Kynan [Tait] who was on the trip had a separate boat and I started throwing all my stuff to his boat and pailing out the water. I even threw my dog over to him. I was holding on to the side of the lock because it felt like my boat was about to sink, and that was really scary. Nothing like that happened again, but this was within a couple hours of starting day one.
There was another point where this barge was coming for us and Kynan couldn’t get the little motor on his boat to start and this barge was just bearing down on us slowly. If it hit us it would probably have killed us.
Oh god, like the classic action movie trope.
We finally got the motor to start and we whipped away from the barge. Preparing for a month or two months for a trip, and then just getting out there and immediately failing, it sucks. It was an ego blow, but maybe you need a good ego blow once in a while.
“It was an ego blow, but maybe you need a good ego blow once in a while.”

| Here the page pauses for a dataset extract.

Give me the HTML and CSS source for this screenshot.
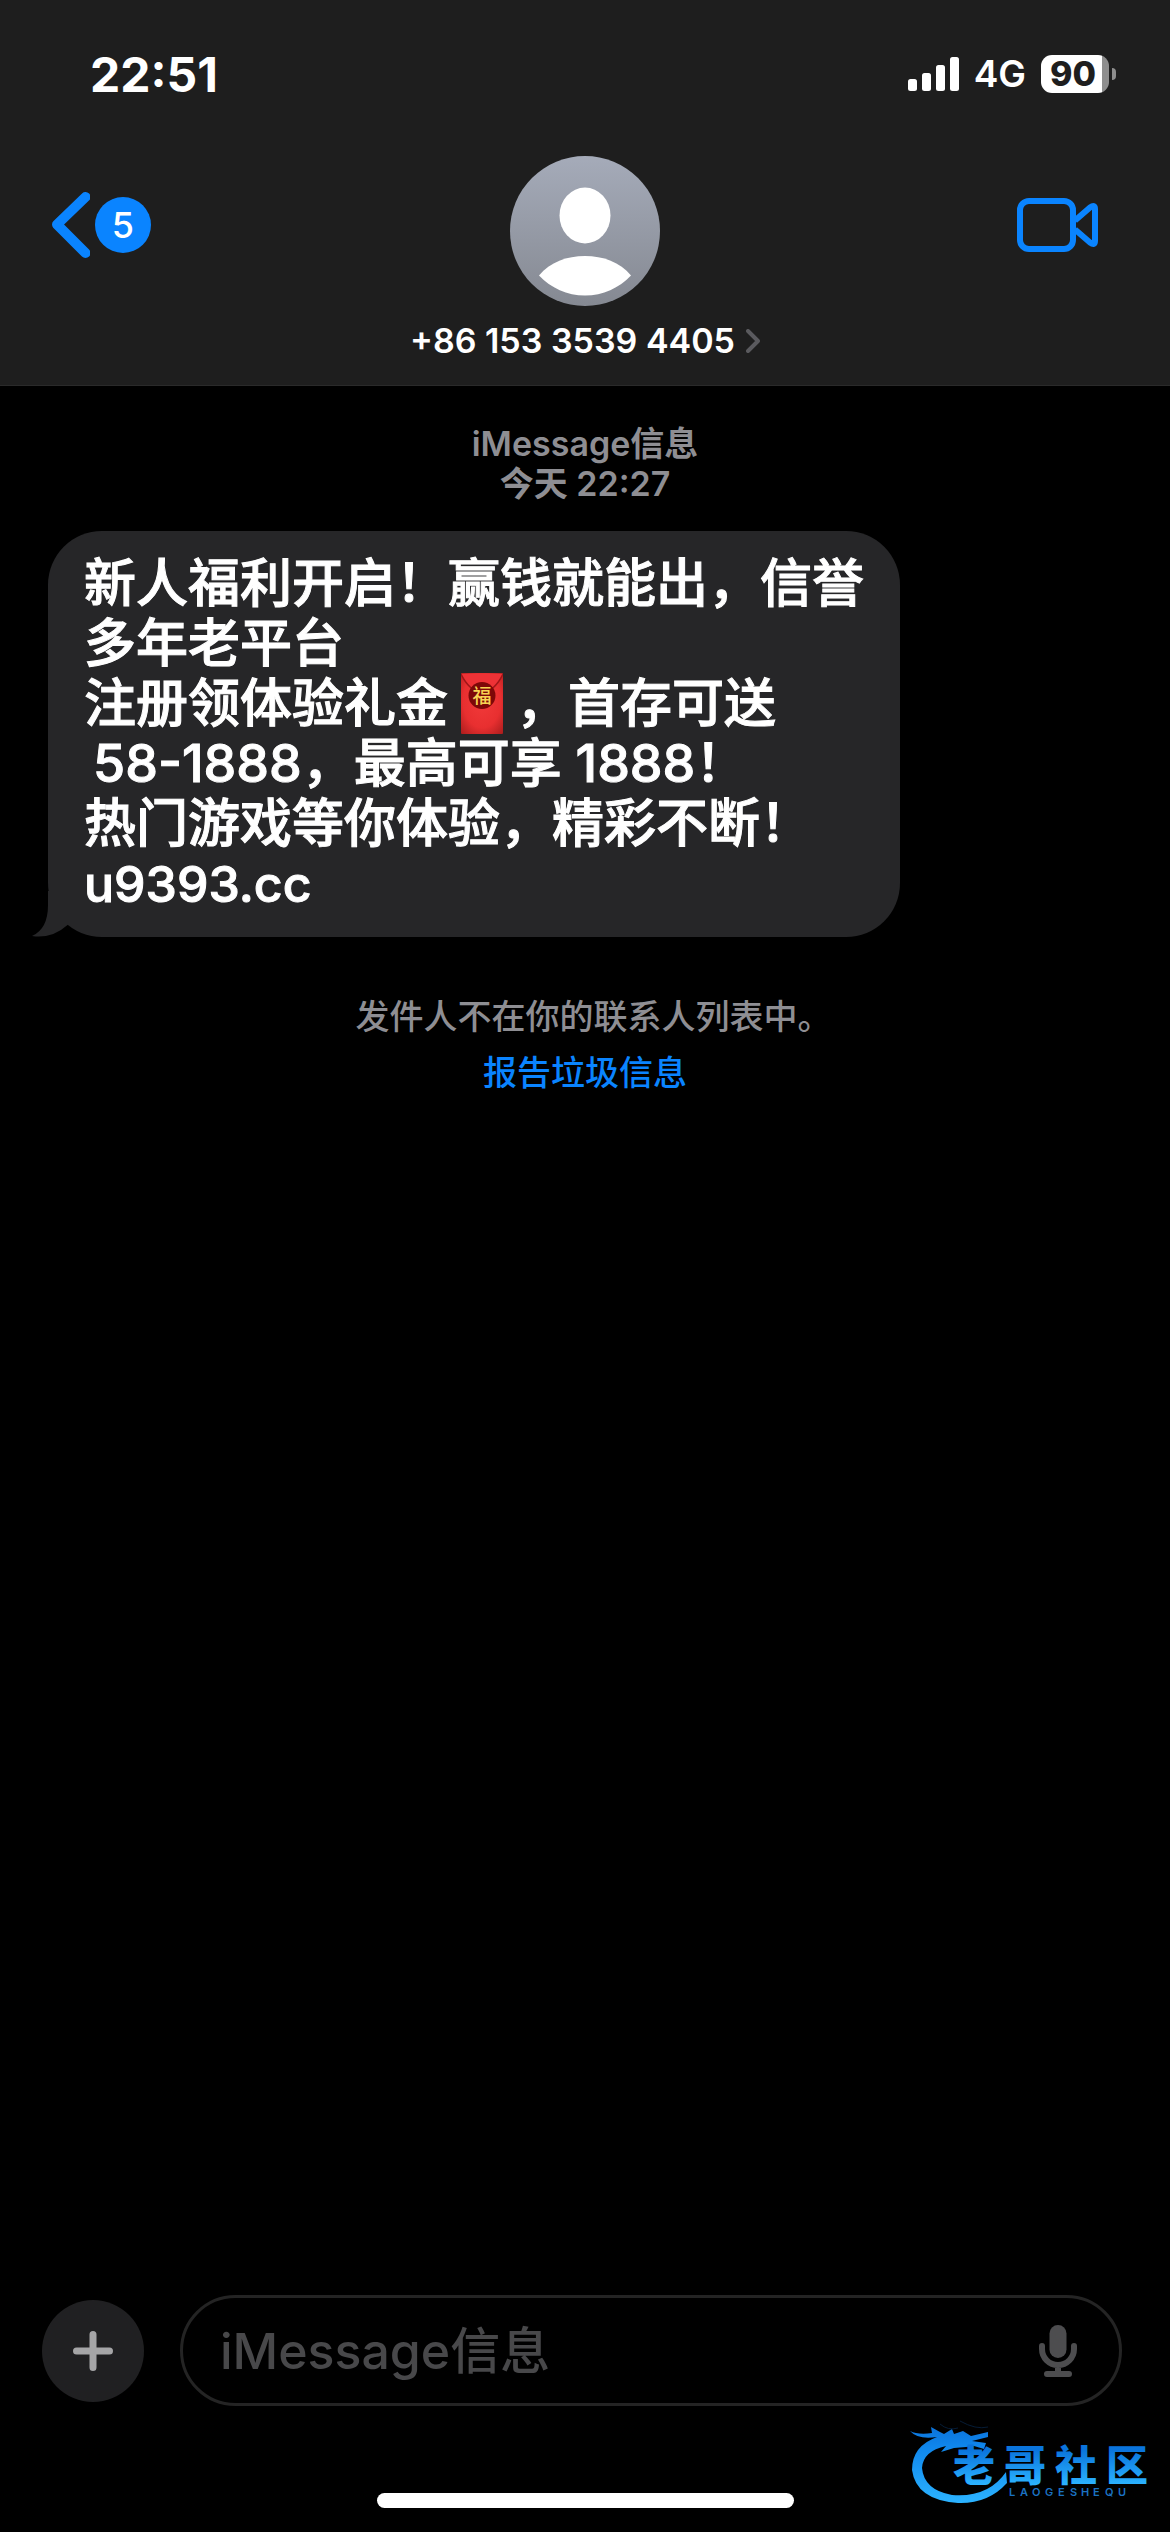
FILE: index.html
```html
<!DOCTYPE html>
<html lang="zh-CN">
<head>
<meta charset="utf-8">
<meta name="viewport" content="width=device-width, initial-scale=1">
<title>+86 153 3539 4405</title>
<link rel="stylesheet" href="styles.css">
</head>
<body>
<div class="screen">
  <header class="header">
    <div class="status">
      <time class="clock">22:51</time>
      <div class="status-right">
        <svg class="signal" viewBox="0 0 51 34" aria-hidden="true"><rect y="22" width="9" height="12" rx="2.5"/><rect x="14" y="16" width="9" height="18" rx="2.5"/><rect x="28" y="8" width="9" height="26" rx="2.5"/><rect x="42" width="9" height="34" rx="2.5"/></svg>
        <span class="network">4G</span>
        <span class="battery"><span class="battery-level">90</span></span>
      </div>
    </div>
    <nav class="nav">
      <button class="back" type="button" aria-label="返回">
        <svg class="back-icon" viewBox="0 0 38 66" aria-hidden="true"><path d="M33.500 5 L5 32.500 L33.500 61"/></svg>
        <span class="badge">5</span>
      </button>
      <button class="contact" type="button">
        <svg class="avatar" viewBox="0 0 150 150" aria-hidden="true">
          <defs><linearGradient id="avatar-bg" x1="0" y1="0" x2="0" y2="1"><stop offset="0" stop-color="#a5abb9"/><stop offset="1" stop-color="#858992"/></linearGradient></defs>
          <circle cx="75" cy="75" r="75" fill="url(#avatar-bg)"/>
          <ellipse cx="75" cy="59.500" rx="25.500" ry="28" fill="#fff"/>
          <path d="M29 119.500 C40 106 57 100 75 100 S110 106 121 119.500 C109 132 93 139.500 75 139.500 S41 132 29 119.500 Z" fill="#fff"/>
        </svg>
        <span class="contact-name">+86 153 3539 4405
          <svg class="disclosure" viewBox="0 0 14 24" aria-hidden="true"><path d="M2 2 L12 12 L2 22"/></svg>
        </span>
      </button>
      <button class="video" type="button" aria-label="视频通话">
        <svg class="video-icon" viewBox="0 0 81 54" aria-hidden="true"><rect x="3" y="3" width="53" height="48" rx="9"/><path d="M58 22.500 L73 9.500 Q78 6 78 11 V43 Q78 48 73 44.500 L58 31.500"/></svg>
      </button>
    </nav>
  </header>

  <main class="thread">
    <p class="stamp">iMessage信息<br>今天 22:27</p>
    <div class="bubble">
      <svg class="tail" viewBox="0 0 50 46" aria-hidden="true"><path d="M16 0 V14 Q16 38 0 45 Q20 48 35.500 34 L50 20 V0 Z"/></svg>
      <p class="message">新人福利开启！赢钱就能出，信誉<br>多年老平台<br>注册领体验礼金<svg class="envelope" viewBox="0 0 42 61" role="img" aria-label="红包"><defs><radialGradient id="envelope-red" cx=".5" cy=".45" r=".75"><stop offset="0" stop-color="#f23a3a"/><stop offset=".6" stop-color="#e82f30"/><stop offset="1" stop-color="#a81c1c"/></radialGradient></defs><rect width="42" height="61" rx="1" fill="url(#envelope-red)"/><path d="M0 1 H42 Q33 18 21 18 T0 1Z" fill="#ee3236"/><path d="M0 1 Q9 19 21 19 T42 1" fill="none" stroke="#a01618" stroke-width="1.500"/><circle cx="21" cy="22.500" r="13.500" fill="#7d0808"/><text x="21" y="29.500" text-anchor="middle" class="seal">福</text></svg>，首存可送<br>&thinsp;58-1888，最高可享 1888！<br>热门游戏等你体验，精彩不断！<br><span class="domain">u9393.cc</span></p>
    </div>
    <p class="notice">发件人不在你的联系人列表中<span class="stop">。</span></p>
    <a class="report" href="#report">报告垃圾信息</a>
  </main>

  <footer class="footer">
    <form class="composer">
      <button class="plus" type="button" aria-label="添加"><svg class="plus-icon" viewBox="0 0 40 40" aria-hidden="true"><path d="M20 3.500 V36.500 M3.500 20 H36.500"/></svg></button>
      <div class="field">
        <input class="field-input" type="text" aria-label="信息" placeholder="iMessage信息">
        <button class="mic" type="button" aria-label="听写"><svg class="mic-icon" viewBox="0 0 38 52" aria-hidden="true"><rect x="10.500" y="0" width="17" height="33" rx="8.500"/><path d="M3 21 V24 A16 16 0 0 0 35 24 V21 M19 41 V48 M8 49 H30"/></svg></button>
      </div>
    </form>
    <div class="home-bar"></div>
    <svg class="watermark" viewBox="0 0 244 88" role="img" aria-label="老哥社区 LAOGESHEQU">
      <defs>
        <linearGradient id="mark-blue" gradientUnits="userSpaceOnUse" x1="0" y1="32" x2="0" y2="66"><stop offset="0" stop-color="#0a74dc"/><stop offset="1" stop-color="#2bb2ff"/></linearGradient>
        <linearGradient id="dragon-blue" gradientUnits="userSpaceOnUse" x1="0" y1="5" x2="0" y2="84"><stop offset="0" stop-color="#0b6fd6"/><stop offset=".3" stop-color="#0f86ec"/><stop offset="1" stop-color="#2bb2ff"/></linearGradient>
      </defs>
      <path fill="url(#dragon-blue)" d="M0 13 Q8 17 22 15 L21 9 L30 14 L34 16 L42 11 L44 16 L53 13 L61 18 L78 14 L78 19 L62 23 L76 25 L74 31 L64 28 L56 29 L44 30 L31 34 L36 28 Q13 33 12 50 Q14 72 42 77 Q78 80 96 54 L97 65 Q78 86 48 85 Q6 82 2 52 Q2 28 27 19 Q8 22 0 13 Z"/>
      <path fill="none" stroke="#061c36" stroke-width="1" d="M30 6 Q38 13 48 10 M50 3 Q66 12 78 9"/>
      <text class="mark-name" y="63" x="43 94 145 196">老哥社区</text>
      <text class="mark-latin" y="78" x="99 110 122 135 148 160 171 183 195 208">LAOGESHEQU</text>
    </svg>
  </footer>
</div>
</body>
</html>
```

FILE: styles.css
```css
* { box-sizing: border-box; }

body {
  margin: 0;
  background: #000;
  color: #fff;
  font-family: Inter, "Noto Sans CJK SC", sans-serif;
}

p { margin: 0; }

button {
  padding: 0;
  border: 0;
  background: none;
  color: inherit;
  font: inherit;
}

.screen {
  display: flex;
  flex-direction: column;
  min-height: 100vh;
}

/* Header */
.header {
  padding: 46px 0 24px;
  background: #1e1e1e;
  border-bottom: 1px solid #2a2a2a;
}

.status {
  display: flex;
  justify-content: space-between;
  align-items: center;
  height: 56px;
  padding: 0 54px 0 90px;
}

.clock { font-size: 48px; font-weight: 700; }

.status-right { display: flex; align-items: center; gap: 15px; }

.signal { width: 51px; height: 34px; fill: #fff; }

.network { font-size: 37px; font-weight: 600; line-height: 40px; }

.battery { display: flex; align-items: center; gap: 3px; }

.battery::after {
  content: "";
  width: 4px;
  height: 12px;
  border-radius: 0 6px 6px 0;
  background: #8e8e8e;
}

.battery-level {
  width: 68px;
  height: 38px;
  padding-right: 4px;
  border-radius: 11px;
  background: linear-gradient(to right, #fff 61px, #8e8e8e 61px);
  color: #1e1e1e;
  font-size: 34px;
  font-weight: 800;
  line-height: 38px;
  text-align: center;
}

.nav {
  display: grid;
  grid-template-columns: 1fr auto 1fr;
  align-items: start;
  padding-top: 54px;
}

.back {
  display: flex;
  align-items: center;
  gap: 5px;
  padding: 36px 0 0 52px;
}

.back-icon {
  width: 38px;
  height: 66px;
  fill: none;
  stroke: #0a84ff;
  stroke-width: 10;
  stroke-linecap: round;
  stroke-linejoin: round;
}

.badge {
  width: 56px;
  height: 56px;
  border-radius: 50%;
  background: #0a84ff;
  font-size: 36px;
  font-weight: 500;
  line-height: 56px;
  text-align: center;
}

.contact { display: flex; flex-direction: column; align-items: center; gap: 15px; }

.avatar { width: 150px; height: 150px; }

.contact-name {
  display: flex;
  align-items: center;
  gap: 11px;
  font-size: 34px;
  font-weight: 600;
  line-height: 40px;
}

.disclosure {
  width: 14px;
  height: 24px;
  fill: none;
  stroke: #5a5a5e;
  stroke-width: 4;
  stroke-linecap: round;
  stroke-linejoin: round;
}

.video { justify-self: end; padding: 42px 72px 0 0; }

.video-icon {
  display: block;
  width: 81px;
  height: 54px;
  fill: none;
  stroke: #0a84ff;
  stroke-width: 6;
  stroke-linejoin: round;
}

/* Conversation */
.thread {
  display: flex;
  flex: 1;
  flex-direction: column;
  align-items: center;
  padding: 38px 48px 0;
}

.stamp {
  color: #8e8e93;
  font-size: 34px;
  font-weight: 600;
  line-height: 40px;
  text-align: center;
}

.bubble {
  position: relative;
  align-self: flex-start;
  margin-top: 27px;
  padding: 23px 36px;
  border-radius: 54px;
  background: #262628;
}

.tail {
  position: absolute;
  left: -16px;
  bottom: 0;
  width: 50px;
  height: 46px;
  fill: #262628;
}

.message {
  font-size: 52px;
  font-weight: 500;
  line-height: 60px;
  -webkit-text-stroke: 1px currentColor;
}

.domain { font-size: 50px; }

.envelope {
  width: 42px;
  height: 61px;
  margin: -10px 13px 0 13px;
  vertical-align: -12px;
}

.seal {
  fill: #f8d352;
  font-family: "Noto Sans CJK SC", sans-serif;
  font-size: 19px;
  -webkit-text-stroke: 0;
}

.notice {
  margin-top: 60px;
  color: #8e8e93;
  font-size: 34px;
  font-weight: 500;
  line-height: 40px;
}

.stop { font-feature-settings: "halt"; }

.report {
  margin-top: 16px;
  color: #0a84ff;
  font-size: 34px;
  font-weight: 500;
  line-height: 40px;
  text-decoration: none;
}

/* Composer */
.footer { position: relative; padding-bottom: 24px; }

.composer {
  display: flex;
  align-items: center;
  gap: 36px;
  padding: 0 48px 0 42px;
}

.plus {
  display: grid;
  place-items: center;
  width: 102px;
  height: 102px;
  border-radius: 50%;
  background: #202022;
}

.plus-icon {
  width: 40px;
  height: 40px;
  stroke: #a5a5a7;
  stroke-width: 7;
  stroke-linecap: round;
}

.field {
  display: flex;
  flex: 1;
  align-items: center;
  height: 111px;
  padding: 0 42px 0 37px;
  border: 3px solid #242424;
  border-radius: 56px;
}

.field-input {
  flex: 1;
  min-width: 0;
  padding: 0;
  border: 0;
  outline: 0;
  background: none;
  color: #fff;
  font: 500 50px/60px Inter, "Noto Sans CJK SC", sans-serif;
}

.field-input::placeholder { color: #48484a; opacity: 1; }

.mic-icon { display: block; width: 38px; height: 52px; fill: #4d4d4f; }

.mic-icon path { fill: none; stroke: #4d4d4f; stroke-width: 6; stroke-linecap: round; }

.home-bar {
  width: 417px;
  height: 15px;
  margin: 87px auto 0;
  border-radius: 8px;
  background: #fff;
}

.watermark {
  position: absolute;
  right: 16px;
  bottom: 26px;
  width: 244px;
  height: 88px;
}

.mark-name {
  fill: url(#mark-blue);
  font-family: "Noto Sans CJK SC", sans-serif;
  font-size: 42px;
  font-weight: 900;
}

.mark-latin { fill: #1b72c2; font-family: Inter, sans-serif; font-size: 11px; font-weight: 600; }
```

Heath Kirchart also went on the trip with you guys, right? What’s Heath like on a personal level?
He’s really funny and he loves a fucking challenge. The other day in New York, we went to the Empire State Building and it was gonna be the challenge of walking up the stairs of the Empire State Building, who could do it the fastest. But it turns out you can only walk up the building on certain days of the year. I was really disappointed that we couldn’t do it, but we might go back, we might fly to New York just to do it [laughs].
I’m trying to think of another example. Like on skate sessions, he gets a bet going on whether a person is gonna land a trick or not. We even went to a baseball game and it’s like he bets on the outcome of the game.
How many days total was the journey?
I don’t know exactly, but it was more than a month. It felt like Huckleberry Finn or Tom Sawyer. Going by raft felt like the appropriate way to do the Mississippi.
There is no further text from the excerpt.